A partir de ahí comprendí que durante años viví sentada en la rueda de los escarnecedores: estudié en un colegio donde se predicaba la bondad al mismo tiempo que la culpa se volvía liturgia… y en donde además de a leer y a escribir muy bien, aprendí a juzgar, a callar y a temer.
A lo largo de mi vida personal y mediada por la profesión que escogí me he movido entre sacerdotes ejemplares y sacerdotes depredadores, entre padres moralistas y amantes ocultos, entre políticos devotos, corruptos y corrompidos, así que también aprendí a jugar muy bien el juego de la mentira, y a entender la verdadera corrupción no está en el placer, sino en la incoherencia.
Abrazando a mi yo pecador
El arte cuando es mirado con conciencia nos ayuda a exorcizar nuestros demonios, y Baticano me ayudó a abrazar a mi pecador interno, a entender que el juicio separa, pero la luz integra, disuelve y transforma; porque el pecado no se vence desde el odio ni pateando el panal, sino desde la conciencia que muestra y la compasión que une.
“Pa’ creer en Dios no hay que ser ministro, ningún hombre en la tierra tiene el derecho de juzgar en el nombre de Cristo; dice el verso que más me conmueve de esta canción, y si revisamos la biblia, el Evangelio de Juan 8:7 lo dijo antes que el reguetón:
“El que esté libre de pecado, que tire la primera piedra”.
Por eso, no deberíamos andar por el mundo atribuyéndonos el derecho de dictarle al otro cómo vivir, sobre todo cuando tenemos heridas que no nos hemos atrevido a mirar.
Por lo anterior extrapolo esta cita de Eclesiastés que para mí es un recordatorio de la marca de concupiscencia que tenemos todos “no hay hombre justo en la tierra que haga el bien y nunca peque”.
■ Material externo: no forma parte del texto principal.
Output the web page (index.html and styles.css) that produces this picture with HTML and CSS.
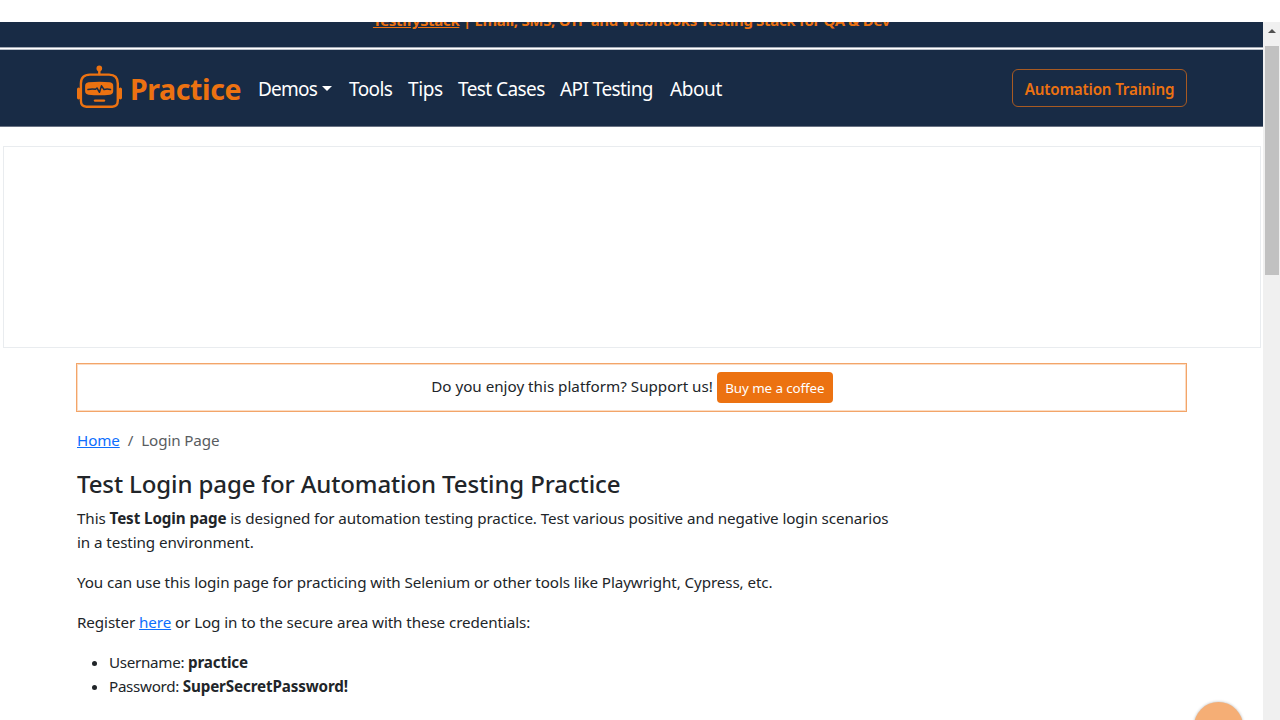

Mi querida audiencia, no se rasguen las vestiduras defendiendo la idea de Dios a la vez que juzgan al artista que le quita la sábana al muerto que hiede, porque lamento decirles que lo que realmente corrompe a la sociedad no es el perreo ni la marihuana, sino el silencio cómplice de una sociedad que predica amor mientras perpetúa abusos; una sociedad esquizofrénica que le teme más a un ritmo que a su propia hipocresía.